If you’re looking for a unique, one-of-a-kind museum experience, then the Museum of Neon Art in Glendale is a must-see for lovers of quirky Americana. Small but mighty, this museum focuses on our country’s history of, and fascination with, neon. Wonderful examples of brightly lit signage abound here, but be sure to call for hours of operation and up-to-date info on current exhibits.

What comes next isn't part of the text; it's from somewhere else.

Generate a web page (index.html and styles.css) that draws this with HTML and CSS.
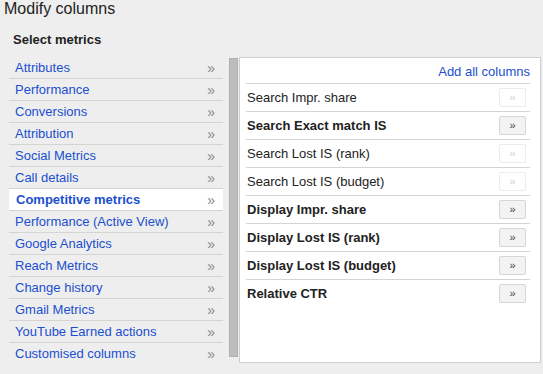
FILE: index.html
```html
<!DOCTYPE html>
<html lang="en">
<head>
  <meta charset="UTF-8">
  <title>Modify columns</title>
  <link rel="stylesheet" href="styles.css">
</head>
<body>
<h1 class="title">Modify columns</h1>
<div class="section-title">Select metrics</div>

<div class="picker">
  <ul class="categories">
    <li><span>Attributes</span><span class="arrow">»</span></li>
    <li><span>Performance</span><span class="arrow">»</span></li>
    <li><span>Conversions</span><span class="arrow">»</span></li>
    <li><span>Attribution</span><span class="arrow">»</span></li>
    <li><span>Social Metrics</span><span class="arrow">»</span></li>
    <li><span>Call details</span><span class="arrow">»</span></li>
    <li class="selected"><span>Competitive metrics</span><span class="arrow">»</span></li>
    <li><span>Performance (Active View)</span><span class="arrow">»</span></li>
    <li><span>Google Analytics</span><span class="arrow">»</span></li>
    <li><span>Reach Metrics</span><span class="arrow">»</span></li>
    <li><span>Change history</span><span class="arrow">»</span></li>
    <li><span>Gmail Metrics</span><span class="arrow">»</span></li>
    <li><span>YouTube Earned actions</span><span class="arrow">»</span></li>
    <li><span>Customised columns</span><span class="arrow">»</span></li>
  </ul>

  <div class="scrollbar"></div>

  <div class="panel">
    <div class="panel-head"><a href="#">Add all columns</a></div>
    <div class="metric"><span>Search Impr. share</span><button class="add" disabled>»</button></div>
    <div class="metric bold"><span>Search Exact match IS</span><button class="add">»</button></div>
    <div class="metric"><span>Search Lost IS (rank)</span><button class="add" disabled>»</button></div>
    <div class="metric"><span>Search Lost IS (budget)</span><button class="add" disabled>»</button></div>
    <div class="metric bold"><span>Display Impr. share</span><button class="add">»</button></div>
    <div class="metric bold"><span>Display Lost IS (rank)</span><button class="add">»</button></div>
    <div class="metric bold"><span>Display Lost IS (budget)</span><button class="add">»</button></div>
    <div class="metric bold"><span>Relative CTR</span><button class="add">»</button></div>
  </div>
</div>
</body>
</html>
```

FILE: styles.css
```css
body {
  margin: 0;
  background: #eeeeee;
  font-family: "Liberation Sans", Arial, sans-serif;
  font-size: 13px;
  color: #222;
}
.title {
  margin: 0;
  padding-left: 4px;
  font-size: 16px;
  font-weight: normal;
  line-height: 18px;
}
.section-title {
  margin-top: 14px;
  padding-left: 13px;
  font-weight: bold;
  line-height: 16px;
}
.picker {
  display: flex;
  align-items: flex-start;
  margin-top: 9px;
  padding-left: 9px;
}
.categories {
  list-style: none;
  margin: 0;
  padding: 0;
  width: 214px;
}
.categories li {
  display: flex;
  justify-content: space-between;
  height: 21px;
  line-height: 22px;
  padding: 0 8px 0 6px;
  border-bottom: 1px solid #d4d4d4;
  color: #1a4fd0;
}
.categories li:last-child {
  border-bottom: none;
}
.categories li.selected {
  background: #fff;
  font-weight: bold;
  padding-left: 7px;
}
.arrow {
  color: #888;
  font-weight: normal;
  font-size: 14px;
}
.scrollbar {
  width: 7px;
  height: 297px;
  margin: 1px 1px 0 6px;
  background: #bdbdbd;
  border: 1px solid #b0b0b0;
}
.panel {
  width: 284px;
  height: 304px;
  padding: 0 10px 0 6px;
  background: #fff;
  border: 1px solid #cfcfcf;
}
.panel-head {
  text-align: right;
  line-height: 16px;
  padding: 6px 0 3px;
  border-bottom: 1px solid #d4d4d4;
}
.panel-head a {
  color: #1a4fd0;
  text-decoration: none;
}
.metric {
  display: flex;
  justify-content: space-between;
  align-items: center;
  height: 27px;
  line-height: 28px;
  padding-left: 1px;
  border-bottom: 1px solid #d4d4d4;
}
.metric:last-child {
  border-bottom: none;
}
.metric.bold {
  font-weight: bold;
}
.add {
  width: 27px;
  height: 19px;
  margin-right: 4px;
  padding: 0;
  font-family: "Liberation Sans", Arial, sans-serif;
  font-size: 11px;
  line-height: 17px;
  color: #444;
  background: #f3f3f3;
  border: 1px solid #d6d6d6;
  border-radius: 2px;
}
.add:disabled {
  color: #cfcfcf;
  background: #fff;
  border-color: #ececec;
}
```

What Kidspace Children’s Museum does, it does very well. This much-lauded museum devoted to the cultivation and nurturing of a child’s imagination and passion for learning is nearing its 40th year in existence. Since 1979, Kidspace has had a hand in educating and shaping eager young minds with a bounty of exciting and fun exhibits and events, and this season is no exception. Their “Performance on the Frog” series is a popular hit with pint-sized visitors, who are invited to “sing and dance with performers on our frog-shaped stage in the Stone Hollow Amphitheater.” Every month, the museum hosts a new performance in this enchanting series. The Pumpkin Festival is in its 24th year and a perennial hit with attendees at Kidspace. Guests can enjoy the museums fall and Halloween-themed festivities on Saturday, Oct. 27, and Sunday, Oct. 28.

From sunup to sundown, Pasadena and its surrounding cities present a dizzying array of cerebral and hands-on activities for the entire family. Be sure to stop by and check at least one of them off your summer/fall recreation checklist. You won’t be disappointed.